The law opens the door for a growing movement of community-based food production in home kitchens, sometimes called "cottage food." The new law allows microenterprises that prepare low-risk foods to operate without investing in a commercial kitchen. The law lists the specific low-risk foods that are allowed to be prepared in a cottage food operation. It does not extend to products containing meat or dairy, but allows baked goods, granola, trail mix, popcorn, candies, dried fruit, coffee, tea, jams, jellies, vinegar, mustard, pickles and other low-risk items.
There are two types of cottage food operations. Class A cottage food operations (direct sale to the consumer only) must register on-line with Santa Barbara County Environmental Health Services and submit a completed "self-certification checklist." Class B cottage food operations (direct sale to the consumer and/or indirect sales through a middleman) have additional requirements and must be inspected and permitted by Environmental Health Services.
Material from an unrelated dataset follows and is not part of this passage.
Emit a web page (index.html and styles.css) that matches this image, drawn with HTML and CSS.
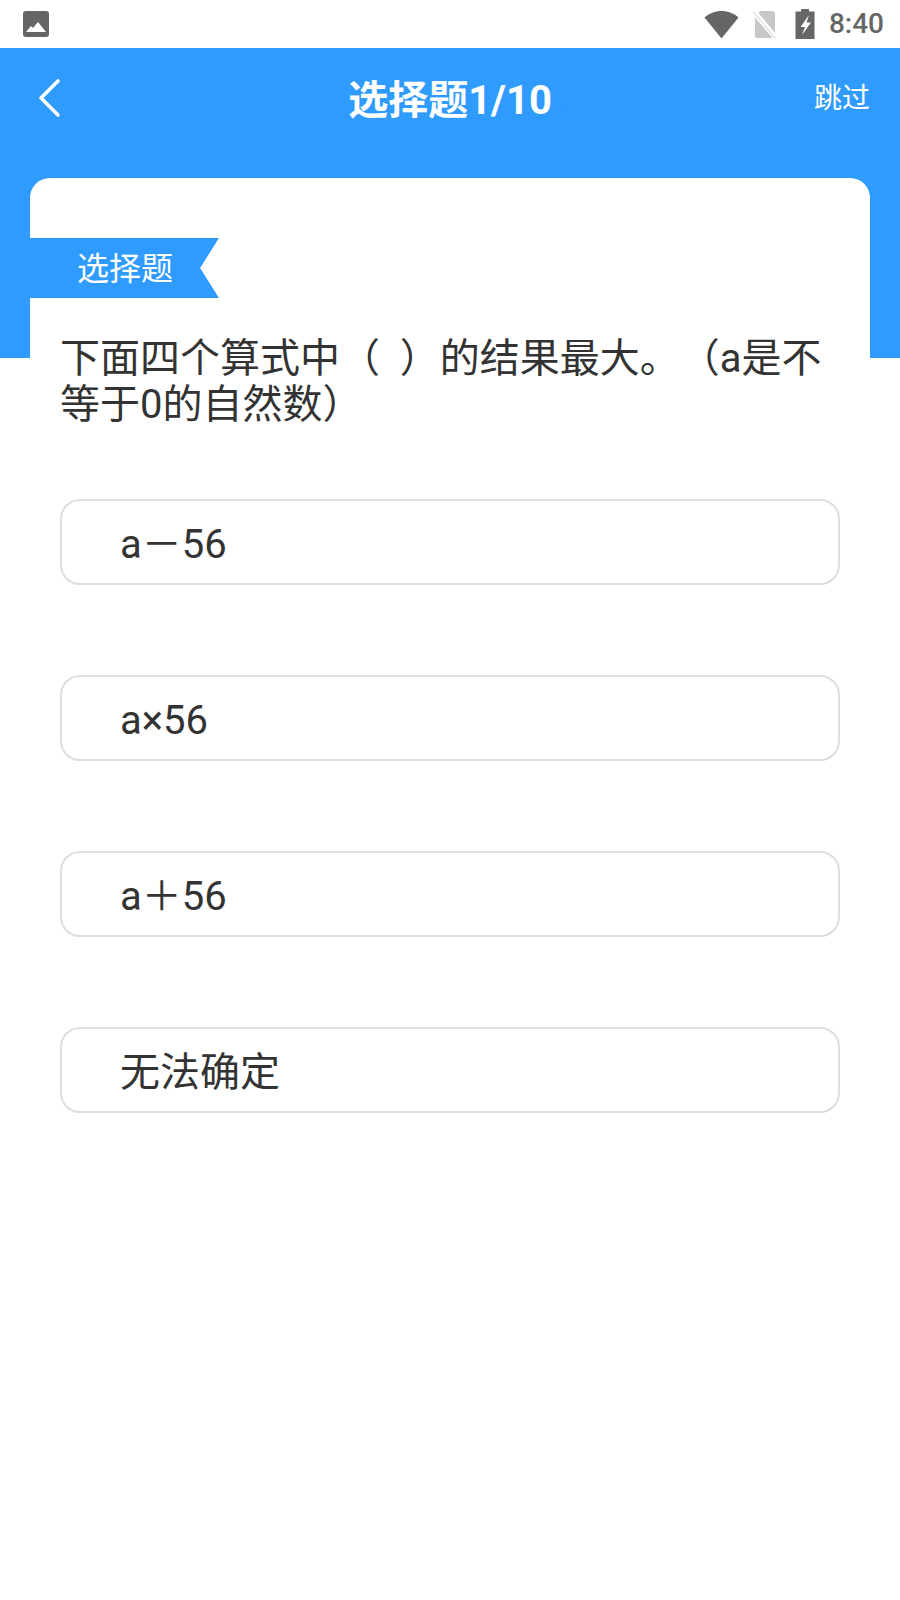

Larry Fay, director of Environmental Health Services stated, "This offers great opportunities for our community. Cottage Food Operations promote locally produced products and brings the consumer closer to producer." He also reinforced that it is important that operators work within the framework and guidelines of the cottage food law to assure the products are safe for consumers. Improperly prepared food can lead to food borne illness.
Individuals who are considering initiating a new cottage food operation or are interested in additional information about the law are encouraged to learn more. Santa Barbara County has developed guidelines for cottage food operators within the county that are available on the website sbcphd.org/ehs. There is additional information on the California Department of Public Health website: cdph.ca.gov.